Le SGPR dispose de deux atouts face à ses rivaux dans la bataille « des héritiers » : il jouit de la confiance totale de la première dame Chantal Biya et a bâti des liens étroits avec les Israéliens qui ont la haute main sur la Garde présidentielle et le Bataillon d’intervention (BIR), les deux unités d’élite de l’armée camerounaise. 

Clan familial en embuscade 

Pour autant, rien ne garantit que Ngoh Ngoh a pris une avance définitive sur les autres prétendants au fauteuil d’Etoudi, sur les hauteurs de Yaoundé. Le clan familial n’a pas, de toute évidence, dit son dernier mot. Louis-Paul Motaze, argentier du Cameroun, mais surtout neveu du président Biya, nourrit lui aussi l’ambition de s’asseoir sur le trône que laissera son oncle :  ce qui permettra de préserver les intérêts du clan familial. Dans cette longue marche vers le pouvoir suprême,  Motaze, originaire du Sud comme son oncle, pourra compter sur le renfort de ses beaux-parents du Nord, qui se sentent éloignés du premier cercle du pouvoir depuis la démission, en 1982, d’Amadou Ahidjo, un des leurs. Au Cameroun, sans doute plus qu’ailleurs en Afrique, le poste de ministre des Finances est stratégique en ce qu’il permet disposer d’une clientèle politique à coups d’attribution de marchés publics. Il dispose donc du nerf de la guerre. Motaze a ainsi su tisser de bons relais dans les milieux économiques et financiers camerounais.  

Autre signe de sa volonté de jouer un rôle de premier plan dans la succession de son oncle, le ministre camerounais des Finances a bâti de solides réseaux qu’ils soignent bien dans les rangs du Rassemblement du peuple camerounais (RDPC, parti au pouvoir). 

Franck Biya, l’outsider  

Alors qu’il a longtemps vécu à l’étranger, notamment en Europe et aux Etats-Unis, Franck Biya, fils aîné du président, Biya, 51 ans, vit désormais au Cameroun. Les apparitions publiques fortement médiatisées de Franck Biya, qui fuyait jadis la lumière, atteste d’une volonté d’être présent dans ce contexte de fin de règne et de bataille de succession. 

 Après avoir conclu « la paix des braves » avec Chantal Biya, sa belle-mère avec laquelle il a été longtemps à couteaux tirés, Franck Biya, né du premier mariage de son père, continue de tisser patiemment sa toile, s’appuyant sur des relais dans la haute administration, notamment à travers le directeur du cabinet civil du président Samuel Mvondo et le ministre de l’Economie Ousmane Mey, son fidèle ami.  

Outre de nombreux barons du RDPC qui voient en lui le meilleur garant de la continuité de l’héritage de son père, Franck a su se ménager la proximité des personnalités people dont l’icône du football camerounais Samuel Eto’o fils.
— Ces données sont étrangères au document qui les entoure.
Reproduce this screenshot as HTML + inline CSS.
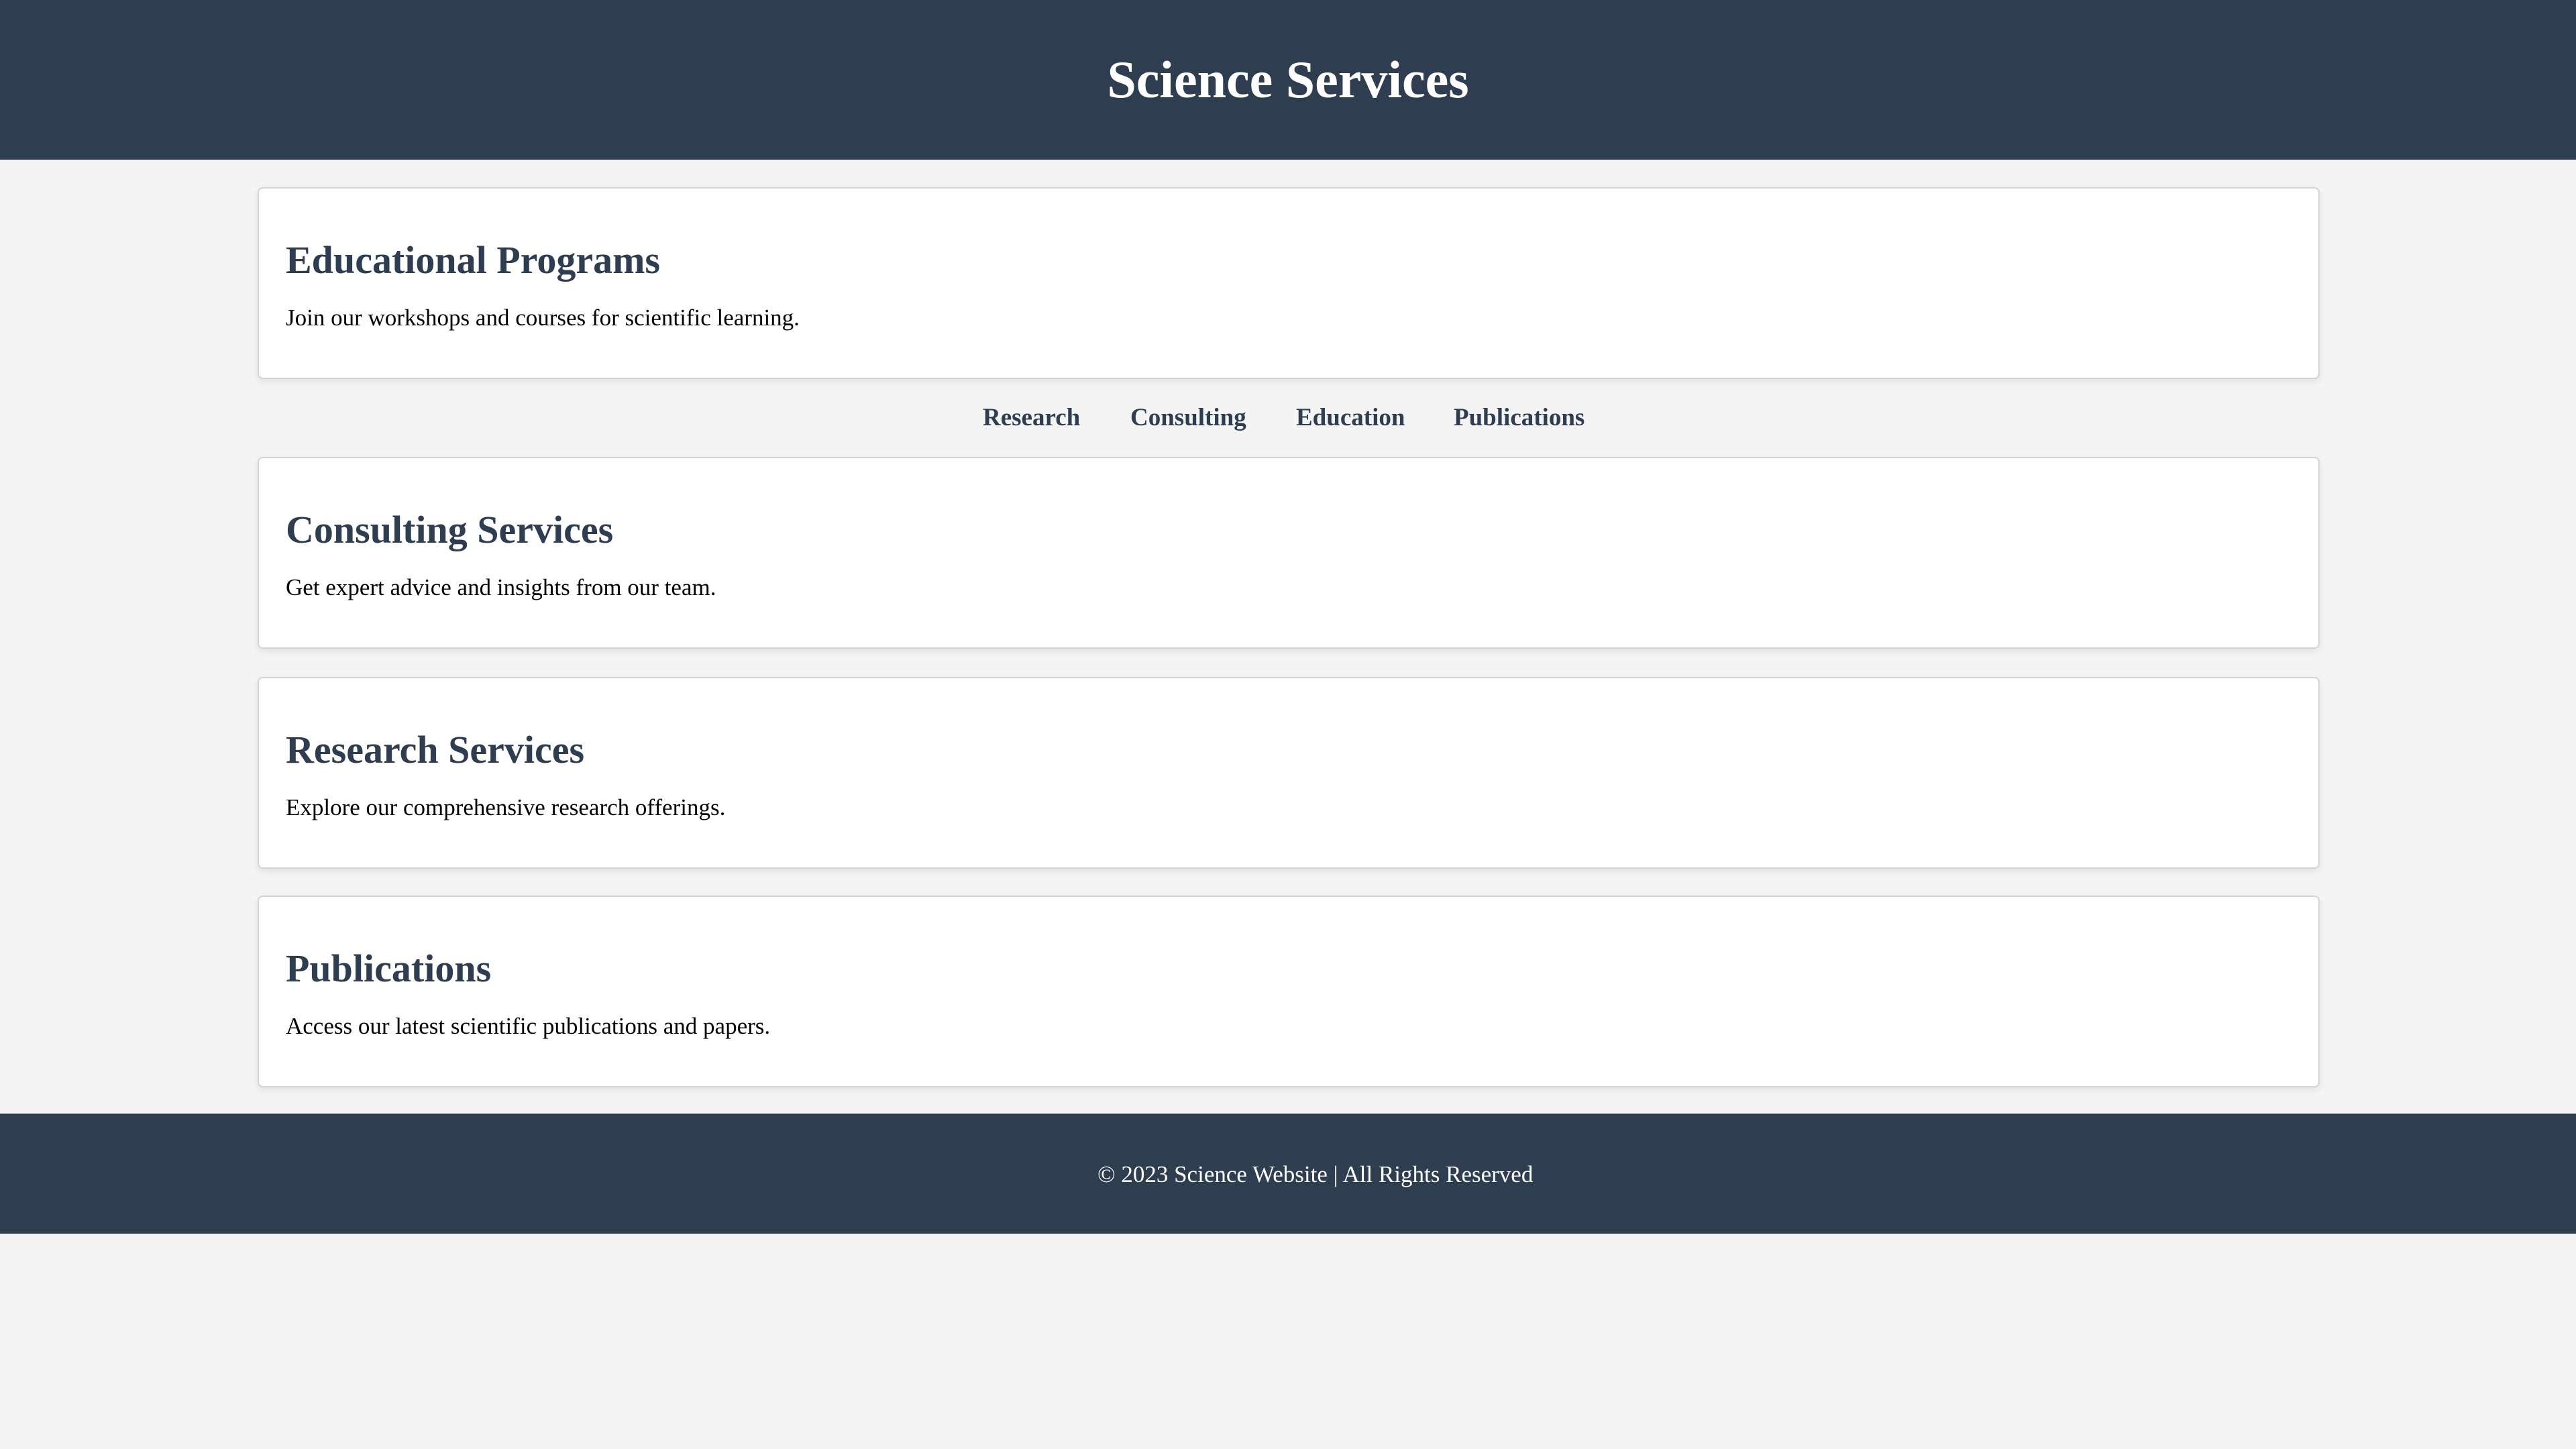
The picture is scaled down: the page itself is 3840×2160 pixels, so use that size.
<!DOCTYPE html>
<html><head><meta charset="utf-8"><style>
html,body{margin:0;padding:0;width:3840px;height:2160px;background:#f4f4f4;overflow:hidden;font-family:"Liberation Serif",serif;}
.hdr{position:absolute;left:0;top:0;width:3840px;height:238px;background:#2f3d50;}
.t{position:absolute;left:0;width:3840px;text-align:center;white-space:nowrap;line-height:1;}
.card{position:absolute;left:384px;width:3070px;height:282px;background:#fff;border:2px solid #d4d4d4;border-radius:8px;box-shadow:0 4px 10px rgba(0,0,0,0.08);}
.card h2{position:absolute;left:40px;margin:0;font-size:58px;font-weight:bold;color:#2f3d50;line-height:1;white-space:nowrap;}
.card p{position:absolute;left:40px;margin:0;font-size:35px;color:#000;line-height:1;white-space:nowrap;}
.nav{position:absolute;top:604px;font-size:37px;font-weight:bold;color:#2f3d50;line-height:1;white-space:nowrap;}
.ftr{position:absolute;left:0;top:1660px;width:3840px;height:179px;background:#2f3d50;}
</style></head><body>
<div class="hdr"><div class="t" style="top:80px;font-size:78px;font-weight:bold;color:#fff;">Science Services</div></div>

<div class="card" style="top:279px;"><h2 style="top:78px;">Educational Programs</h2><p style="top:175px;">Join our workshops and courses for scientific learning.</p></div>

<span class="nav" style="left:1465px;">Research</span>
<span class="nav" style="left:1685px;">Consulting</span>
<span class="nav" style="left:1932px;">Education</span>
<span class="nav" style="left:2167px;">Publications</span>

<div class="card" style="top:681px;"><h2 style="top:78px;">Consulting Services</h2><p style="top:175px;">Get expert advice and insights from our team.</p></div>
<div class="card" style="top:1009px;"><h2 style="top:78px;">Research Services</h2><p style="top:175px;">Explore our comprehensive research offerings.</p></div>
<div class="card" style="top:1335px;"><h2 style="top:78px;">Publications</h2><p style="top:175px;">Access our latest scientific publications and papers.</p></div>

<div class="ftr"><div style="position:absolute;left:1636px;top:73px;font-size:35px;color:#fff;line-height:1;white-space:nowrap;">© 2023 Science Website | All Rights Reserved</div></div>
</body></html>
Dans un pays où le football est une religion, le soutien d’Eto’o, propulsé depuis lors à la tête de la fédération camerounaise de football (FECAFOOT), n’est pas négligeable.  

Pour ne rien arranger à la « guerre civile » entre clans rivaux candidats à sa succession, Biya entretient le mystère sur sa préférence, espérant ainsi que les prétendants se neutralisent.